Arizona business owner who exploited the American Indian Health Plan sentenced to over 5 years for AHCCCS fraud

 

Date: Aug. 23, 2024

Contact: newsroom@ci.irs.gov

Phoenix, AZ — Diana Marie Moore, of Mesa, was sentenced this week by United States District Judge Susan M. Brnovich to 66 months in prison, followed by three years of supervised release. Moore was also ordered to pay restitution to the Arizona Health Care Cost Containment System (AHCCCS) in the amount of $21,730,674.04. In addition, the Court ordered the forfeiture of four single-family homes owned by Moore as well as 117 other items, including seven luxury vehicles, designer apparel, luxury jewelry, and artwork. All the items were purchased by Moore using the proceeds of her fraud scheme. Moore pleaded guilty to Wire Fraud and Money Laundering on July 10, 2023.

Moore admitted that she owned two behavioral health counseling services, Harmony Family Services (HFS) and Harmony Family Services II (HFS II) and that she had also submitted the application for a third behavioral health counseling service, Logan Family Health, LLC (“LFH”). All three then applied to be medical providers for the Arizona Health Care Cost Containment System (AHCCCS), Arizona’s Medicaid agency- HFS applied in 2019, HFS II applied in 2020, and LFH applied in 2022. AHCCCS approved all three applications. At the time HFS and HFS II applied to AHCCCS, Moore failed to disclose her ownership interest in the other entity. Moore also failed to disclose her prior felony conviction, which was required to be disclosed on the AHCCCS application form.

Moore further admitted that she engaged in a fraudulent billing practice targeting AHCCCS and exploiting a program that enables Native Americans to seek behavioral health treatment without first obtaining a pre-payment review. Specifically, starting in January 2020, Moore began obtaining AHCCCS identification numbers for AHCCCS enrollees by paying other providers to transport AHCCCS enrollees to the HFS or HFS II facility for a single day, and then obtaining enrollees’ identification numbers once they arrived. Nearly all the AHCCCS enrollees billed for by Moore were members of the American Indian Health Plan. After these AHCCCS enrollees left the HFS or HFS II facility, Moore would submit bills to AHCCCS, which falsely claimed that HFS and HFS II continued providing services to those same enrollees for up to 90 days. Moore regularly claimed that HFS or HFS II provided counseling services to a given AHCCCS enrollee for eight or more hours each day, five days a week, for months in a row, even though Moore knew such services were not provided. In addition, Moore submitted claims to AHCCCS, which falsely claimed that HFS or HFS II provided services to certain AHCCCS Enrollees who were, in fact, deceased or imprisoned at the time Moore claimed to have provided services.

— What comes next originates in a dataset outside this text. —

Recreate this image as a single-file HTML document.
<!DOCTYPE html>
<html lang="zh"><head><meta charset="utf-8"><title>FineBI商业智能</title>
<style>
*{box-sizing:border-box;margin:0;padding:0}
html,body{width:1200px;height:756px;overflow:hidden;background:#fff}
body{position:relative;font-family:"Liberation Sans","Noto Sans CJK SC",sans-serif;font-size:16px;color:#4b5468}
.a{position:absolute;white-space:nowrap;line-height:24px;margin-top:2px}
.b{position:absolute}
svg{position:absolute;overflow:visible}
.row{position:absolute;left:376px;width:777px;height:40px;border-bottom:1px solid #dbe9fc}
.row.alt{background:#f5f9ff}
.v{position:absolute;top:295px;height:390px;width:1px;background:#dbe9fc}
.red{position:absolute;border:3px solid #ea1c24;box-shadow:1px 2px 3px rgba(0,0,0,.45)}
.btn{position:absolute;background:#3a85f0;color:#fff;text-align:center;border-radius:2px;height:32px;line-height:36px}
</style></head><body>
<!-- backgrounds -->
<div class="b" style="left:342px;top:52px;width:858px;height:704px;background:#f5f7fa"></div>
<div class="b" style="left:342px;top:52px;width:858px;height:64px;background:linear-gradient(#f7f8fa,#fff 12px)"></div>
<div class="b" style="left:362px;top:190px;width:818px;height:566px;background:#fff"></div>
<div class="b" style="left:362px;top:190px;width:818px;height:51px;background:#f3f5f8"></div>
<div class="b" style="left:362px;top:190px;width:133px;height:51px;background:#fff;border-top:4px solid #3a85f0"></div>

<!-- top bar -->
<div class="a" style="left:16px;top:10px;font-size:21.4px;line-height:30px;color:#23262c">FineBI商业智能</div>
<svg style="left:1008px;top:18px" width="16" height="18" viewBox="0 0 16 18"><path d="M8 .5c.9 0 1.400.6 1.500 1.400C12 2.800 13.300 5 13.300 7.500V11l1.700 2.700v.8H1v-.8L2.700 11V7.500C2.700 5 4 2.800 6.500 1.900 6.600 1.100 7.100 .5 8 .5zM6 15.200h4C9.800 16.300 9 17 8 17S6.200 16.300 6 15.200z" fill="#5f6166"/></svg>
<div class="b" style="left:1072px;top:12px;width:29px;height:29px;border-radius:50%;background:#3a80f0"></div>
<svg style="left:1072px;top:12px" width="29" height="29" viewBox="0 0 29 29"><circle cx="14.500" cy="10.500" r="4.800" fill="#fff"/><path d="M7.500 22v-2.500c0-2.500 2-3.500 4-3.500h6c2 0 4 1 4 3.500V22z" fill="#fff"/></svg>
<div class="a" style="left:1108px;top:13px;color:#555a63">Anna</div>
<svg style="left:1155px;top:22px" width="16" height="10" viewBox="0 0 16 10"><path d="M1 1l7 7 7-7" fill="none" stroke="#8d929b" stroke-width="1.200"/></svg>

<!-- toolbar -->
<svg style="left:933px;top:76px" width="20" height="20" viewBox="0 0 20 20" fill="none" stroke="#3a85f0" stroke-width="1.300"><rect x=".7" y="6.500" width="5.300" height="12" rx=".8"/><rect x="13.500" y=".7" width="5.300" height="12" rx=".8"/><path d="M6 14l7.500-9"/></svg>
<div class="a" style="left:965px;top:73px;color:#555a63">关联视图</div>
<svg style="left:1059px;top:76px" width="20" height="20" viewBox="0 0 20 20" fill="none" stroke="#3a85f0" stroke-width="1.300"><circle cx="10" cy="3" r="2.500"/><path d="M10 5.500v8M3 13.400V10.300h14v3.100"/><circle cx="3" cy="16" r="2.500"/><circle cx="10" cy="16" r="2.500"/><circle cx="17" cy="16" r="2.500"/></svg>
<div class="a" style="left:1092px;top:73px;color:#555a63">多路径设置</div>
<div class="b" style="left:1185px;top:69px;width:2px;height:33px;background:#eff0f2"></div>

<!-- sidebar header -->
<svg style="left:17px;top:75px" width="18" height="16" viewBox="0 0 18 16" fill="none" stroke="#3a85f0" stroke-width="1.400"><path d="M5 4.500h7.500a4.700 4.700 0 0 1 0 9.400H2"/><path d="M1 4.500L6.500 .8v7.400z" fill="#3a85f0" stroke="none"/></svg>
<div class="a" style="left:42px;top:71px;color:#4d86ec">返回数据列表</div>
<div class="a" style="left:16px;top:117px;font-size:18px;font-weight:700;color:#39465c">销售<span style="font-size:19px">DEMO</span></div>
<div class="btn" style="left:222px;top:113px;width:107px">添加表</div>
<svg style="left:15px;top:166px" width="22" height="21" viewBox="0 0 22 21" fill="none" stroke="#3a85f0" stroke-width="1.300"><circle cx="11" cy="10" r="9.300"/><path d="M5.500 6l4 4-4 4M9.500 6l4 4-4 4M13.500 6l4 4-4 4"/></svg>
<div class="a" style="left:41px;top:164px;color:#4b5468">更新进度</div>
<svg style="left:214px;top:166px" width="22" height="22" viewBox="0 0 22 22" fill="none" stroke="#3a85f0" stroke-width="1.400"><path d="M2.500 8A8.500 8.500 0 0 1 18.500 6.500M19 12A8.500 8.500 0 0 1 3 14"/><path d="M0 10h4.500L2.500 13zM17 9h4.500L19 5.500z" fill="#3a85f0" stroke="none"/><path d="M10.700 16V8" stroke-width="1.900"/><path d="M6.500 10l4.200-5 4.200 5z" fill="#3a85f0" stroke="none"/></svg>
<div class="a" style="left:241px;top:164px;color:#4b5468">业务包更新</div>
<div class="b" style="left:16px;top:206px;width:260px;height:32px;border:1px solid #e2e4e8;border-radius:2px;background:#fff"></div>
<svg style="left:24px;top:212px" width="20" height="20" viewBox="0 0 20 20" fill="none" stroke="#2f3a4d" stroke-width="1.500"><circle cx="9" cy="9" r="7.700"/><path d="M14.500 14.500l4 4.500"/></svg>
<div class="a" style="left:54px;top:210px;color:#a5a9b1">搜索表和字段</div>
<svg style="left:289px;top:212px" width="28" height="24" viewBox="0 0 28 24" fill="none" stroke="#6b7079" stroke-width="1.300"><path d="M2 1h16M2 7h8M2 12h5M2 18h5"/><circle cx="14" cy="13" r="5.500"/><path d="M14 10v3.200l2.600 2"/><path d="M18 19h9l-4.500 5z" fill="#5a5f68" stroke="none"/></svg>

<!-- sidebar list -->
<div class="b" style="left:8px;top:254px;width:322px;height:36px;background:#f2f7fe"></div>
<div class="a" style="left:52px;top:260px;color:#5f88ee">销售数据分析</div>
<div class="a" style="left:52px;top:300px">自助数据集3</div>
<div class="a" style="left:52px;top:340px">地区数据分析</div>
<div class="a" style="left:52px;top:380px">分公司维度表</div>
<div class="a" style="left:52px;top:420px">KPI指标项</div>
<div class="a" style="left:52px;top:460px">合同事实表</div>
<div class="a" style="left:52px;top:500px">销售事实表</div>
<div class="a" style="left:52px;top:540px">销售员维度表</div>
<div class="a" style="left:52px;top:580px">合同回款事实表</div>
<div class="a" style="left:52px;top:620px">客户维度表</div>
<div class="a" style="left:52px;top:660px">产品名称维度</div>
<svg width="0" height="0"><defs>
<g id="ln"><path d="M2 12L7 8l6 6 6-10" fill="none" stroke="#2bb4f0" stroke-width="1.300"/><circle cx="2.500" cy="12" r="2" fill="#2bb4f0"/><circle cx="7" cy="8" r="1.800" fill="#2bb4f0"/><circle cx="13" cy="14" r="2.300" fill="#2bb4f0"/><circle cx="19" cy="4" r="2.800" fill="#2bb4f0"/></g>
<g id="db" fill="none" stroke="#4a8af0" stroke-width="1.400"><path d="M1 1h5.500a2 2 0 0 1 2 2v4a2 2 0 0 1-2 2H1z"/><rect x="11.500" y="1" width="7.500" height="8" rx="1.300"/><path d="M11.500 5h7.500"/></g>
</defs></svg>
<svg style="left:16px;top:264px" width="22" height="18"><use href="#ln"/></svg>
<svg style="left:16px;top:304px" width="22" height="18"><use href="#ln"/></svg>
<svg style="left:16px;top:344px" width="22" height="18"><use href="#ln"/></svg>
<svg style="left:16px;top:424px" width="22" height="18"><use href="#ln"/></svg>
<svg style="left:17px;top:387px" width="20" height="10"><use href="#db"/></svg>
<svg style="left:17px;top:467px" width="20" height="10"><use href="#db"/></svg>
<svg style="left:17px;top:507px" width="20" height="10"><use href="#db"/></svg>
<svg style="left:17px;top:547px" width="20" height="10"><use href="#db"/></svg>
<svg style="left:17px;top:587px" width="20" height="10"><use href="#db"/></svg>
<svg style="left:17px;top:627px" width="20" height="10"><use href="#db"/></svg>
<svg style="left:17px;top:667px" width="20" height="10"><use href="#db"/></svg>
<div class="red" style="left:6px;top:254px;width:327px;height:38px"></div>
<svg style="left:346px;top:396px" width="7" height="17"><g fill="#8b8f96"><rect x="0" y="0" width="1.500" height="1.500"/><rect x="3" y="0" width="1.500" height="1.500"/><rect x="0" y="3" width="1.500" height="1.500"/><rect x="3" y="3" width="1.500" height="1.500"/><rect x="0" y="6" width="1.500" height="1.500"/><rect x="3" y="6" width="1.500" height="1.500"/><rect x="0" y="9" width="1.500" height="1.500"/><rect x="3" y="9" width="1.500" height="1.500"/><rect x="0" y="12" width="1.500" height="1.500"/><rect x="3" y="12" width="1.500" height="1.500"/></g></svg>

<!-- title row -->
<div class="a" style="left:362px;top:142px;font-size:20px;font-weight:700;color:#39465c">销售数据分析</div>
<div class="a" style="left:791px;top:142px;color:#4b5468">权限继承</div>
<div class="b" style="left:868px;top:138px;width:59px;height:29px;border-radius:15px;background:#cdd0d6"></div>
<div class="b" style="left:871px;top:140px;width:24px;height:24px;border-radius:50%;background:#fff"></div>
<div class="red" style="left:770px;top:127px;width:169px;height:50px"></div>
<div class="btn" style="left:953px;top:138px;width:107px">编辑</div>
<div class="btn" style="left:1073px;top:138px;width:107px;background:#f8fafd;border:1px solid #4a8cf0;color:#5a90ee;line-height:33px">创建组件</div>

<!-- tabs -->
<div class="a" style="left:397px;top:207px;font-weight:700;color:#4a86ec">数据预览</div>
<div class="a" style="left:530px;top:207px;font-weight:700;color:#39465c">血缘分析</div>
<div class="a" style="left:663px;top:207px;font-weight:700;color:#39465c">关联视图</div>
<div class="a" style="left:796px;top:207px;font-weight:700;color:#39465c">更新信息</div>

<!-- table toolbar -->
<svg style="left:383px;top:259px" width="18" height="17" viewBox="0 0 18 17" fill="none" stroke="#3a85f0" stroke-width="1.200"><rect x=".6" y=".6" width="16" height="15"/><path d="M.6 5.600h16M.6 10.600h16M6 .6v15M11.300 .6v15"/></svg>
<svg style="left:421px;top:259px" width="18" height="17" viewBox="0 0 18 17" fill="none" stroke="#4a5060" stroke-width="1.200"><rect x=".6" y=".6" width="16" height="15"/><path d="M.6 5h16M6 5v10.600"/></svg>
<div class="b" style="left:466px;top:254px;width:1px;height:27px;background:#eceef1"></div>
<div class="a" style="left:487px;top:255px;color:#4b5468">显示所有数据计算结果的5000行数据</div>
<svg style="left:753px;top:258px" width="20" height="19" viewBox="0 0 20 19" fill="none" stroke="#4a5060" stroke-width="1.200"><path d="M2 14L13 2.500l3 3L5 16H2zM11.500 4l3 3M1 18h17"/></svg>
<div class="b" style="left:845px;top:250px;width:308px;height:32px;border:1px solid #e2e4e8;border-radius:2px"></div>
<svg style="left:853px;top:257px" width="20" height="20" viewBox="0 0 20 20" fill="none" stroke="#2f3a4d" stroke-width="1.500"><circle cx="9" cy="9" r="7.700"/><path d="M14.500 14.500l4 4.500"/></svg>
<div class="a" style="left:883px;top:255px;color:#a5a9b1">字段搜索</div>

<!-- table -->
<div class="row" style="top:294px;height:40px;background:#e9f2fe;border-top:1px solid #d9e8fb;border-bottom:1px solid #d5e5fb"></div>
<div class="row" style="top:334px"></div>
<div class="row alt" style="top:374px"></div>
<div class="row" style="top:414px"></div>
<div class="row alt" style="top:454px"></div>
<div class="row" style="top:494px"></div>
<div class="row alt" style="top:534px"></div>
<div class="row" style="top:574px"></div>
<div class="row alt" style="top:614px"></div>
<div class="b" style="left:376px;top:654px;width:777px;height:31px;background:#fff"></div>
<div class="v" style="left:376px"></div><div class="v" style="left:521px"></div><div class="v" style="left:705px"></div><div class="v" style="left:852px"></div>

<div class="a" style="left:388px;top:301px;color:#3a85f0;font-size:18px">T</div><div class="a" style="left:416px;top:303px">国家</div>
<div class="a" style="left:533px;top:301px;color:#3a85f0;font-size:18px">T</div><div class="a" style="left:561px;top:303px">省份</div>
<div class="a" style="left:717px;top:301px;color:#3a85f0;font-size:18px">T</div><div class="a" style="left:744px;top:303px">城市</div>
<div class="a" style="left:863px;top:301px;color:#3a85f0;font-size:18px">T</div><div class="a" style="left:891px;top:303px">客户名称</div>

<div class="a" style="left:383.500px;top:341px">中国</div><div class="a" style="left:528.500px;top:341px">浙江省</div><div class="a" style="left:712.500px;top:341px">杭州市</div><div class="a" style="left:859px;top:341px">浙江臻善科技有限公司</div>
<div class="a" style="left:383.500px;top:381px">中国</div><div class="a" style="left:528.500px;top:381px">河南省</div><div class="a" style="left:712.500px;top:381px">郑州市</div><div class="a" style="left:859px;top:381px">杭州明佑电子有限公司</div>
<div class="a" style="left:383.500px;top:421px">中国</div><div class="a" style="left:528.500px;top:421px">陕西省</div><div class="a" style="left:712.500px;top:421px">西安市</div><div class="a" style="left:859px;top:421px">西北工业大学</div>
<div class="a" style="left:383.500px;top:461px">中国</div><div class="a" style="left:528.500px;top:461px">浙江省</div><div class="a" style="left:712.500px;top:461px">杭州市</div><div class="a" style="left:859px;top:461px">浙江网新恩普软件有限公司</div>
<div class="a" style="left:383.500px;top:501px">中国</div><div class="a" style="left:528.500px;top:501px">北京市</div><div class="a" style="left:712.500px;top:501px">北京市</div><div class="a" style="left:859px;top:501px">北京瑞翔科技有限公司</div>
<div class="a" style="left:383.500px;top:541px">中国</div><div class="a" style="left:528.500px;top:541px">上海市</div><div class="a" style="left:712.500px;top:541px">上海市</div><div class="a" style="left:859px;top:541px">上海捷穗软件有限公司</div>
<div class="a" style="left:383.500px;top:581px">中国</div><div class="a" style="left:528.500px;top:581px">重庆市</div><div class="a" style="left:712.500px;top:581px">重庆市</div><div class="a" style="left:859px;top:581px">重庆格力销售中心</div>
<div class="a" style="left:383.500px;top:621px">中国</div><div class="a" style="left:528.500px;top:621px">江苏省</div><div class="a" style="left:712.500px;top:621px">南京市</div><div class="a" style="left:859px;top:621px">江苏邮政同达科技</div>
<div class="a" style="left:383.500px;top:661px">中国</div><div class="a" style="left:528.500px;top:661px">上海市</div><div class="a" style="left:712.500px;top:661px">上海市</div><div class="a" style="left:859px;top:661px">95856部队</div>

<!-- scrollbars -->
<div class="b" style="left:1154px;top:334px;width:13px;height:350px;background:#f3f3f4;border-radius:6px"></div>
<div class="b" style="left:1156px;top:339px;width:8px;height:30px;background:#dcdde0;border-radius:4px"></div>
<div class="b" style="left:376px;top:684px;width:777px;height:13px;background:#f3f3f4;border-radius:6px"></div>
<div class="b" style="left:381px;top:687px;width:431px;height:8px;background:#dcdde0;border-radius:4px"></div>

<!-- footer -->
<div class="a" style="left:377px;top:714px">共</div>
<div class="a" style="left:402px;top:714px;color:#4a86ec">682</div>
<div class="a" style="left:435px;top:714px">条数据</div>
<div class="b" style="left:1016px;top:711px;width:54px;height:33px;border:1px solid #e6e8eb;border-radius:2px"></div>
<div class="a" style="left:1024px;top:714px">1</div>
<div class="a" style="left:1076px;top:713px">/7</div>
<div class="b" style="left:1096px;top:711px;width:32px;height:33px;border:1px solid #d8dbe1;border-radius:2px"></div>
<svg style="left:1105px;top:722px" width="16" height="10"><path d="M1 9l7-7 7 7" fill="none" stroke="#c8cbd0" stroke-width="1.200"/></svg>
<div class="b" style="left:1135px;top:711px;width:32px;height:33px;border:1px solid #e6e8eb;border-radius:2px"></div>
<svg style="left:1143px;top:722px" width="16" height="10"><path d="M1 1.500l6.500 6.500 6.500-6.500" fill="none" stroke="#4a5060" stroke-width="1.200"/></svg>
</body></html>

At the sentencing hearing, the Court noted the particular harm done to the Native American populations in Arizona as a result of this type of fraud.

“The American Indian Health Plan exists to help an underserved community surmount barriers to treatment,” said United States Attorney Gary Restaino. “Defendant misused this program, and the unique identification numbers generated by it, to benefit herself -- in some cases by billing for patients she never treated, and in other cases by falsely inflating the duration of treatment. Thanks to the Internal Revenue Service for its financial acumen in bringing defendant to justice, and to the AHCCCS Inspector General’s Office for its valuable assistance.”

“The sentencing of Diana Moore should be a reminder there are serious consequences to this type of criminal behavior,” said Carissa Messick, IRS CI Special Agent in Charge, Phoenix Field Office. “IRS CI methodically works to bring fraudsters to justice and restore confidence in our public programs.”

Internal Revenue Service Criminal Investigation conducted the investigation in this case. Assistant U.S. Attorney Aron Ketchel, District of Arizona, Phoenix, handled the prosecution.

CI is the criminal investigative arm of the IRS, responsible for conducting financial crime investigations, including tax fraud, narcotics trafficking, money-laundering, public corruption, healthcare fraud, identity theft and more. CI special agents are the only federal law enforcement agents with investigative jurisdiction over violations of the Internal Revenue Code, obtaining a more than a 90 percent federal conviction rate. The agency has 20 field offices located across the U.S. and 12 attaché posts abroad.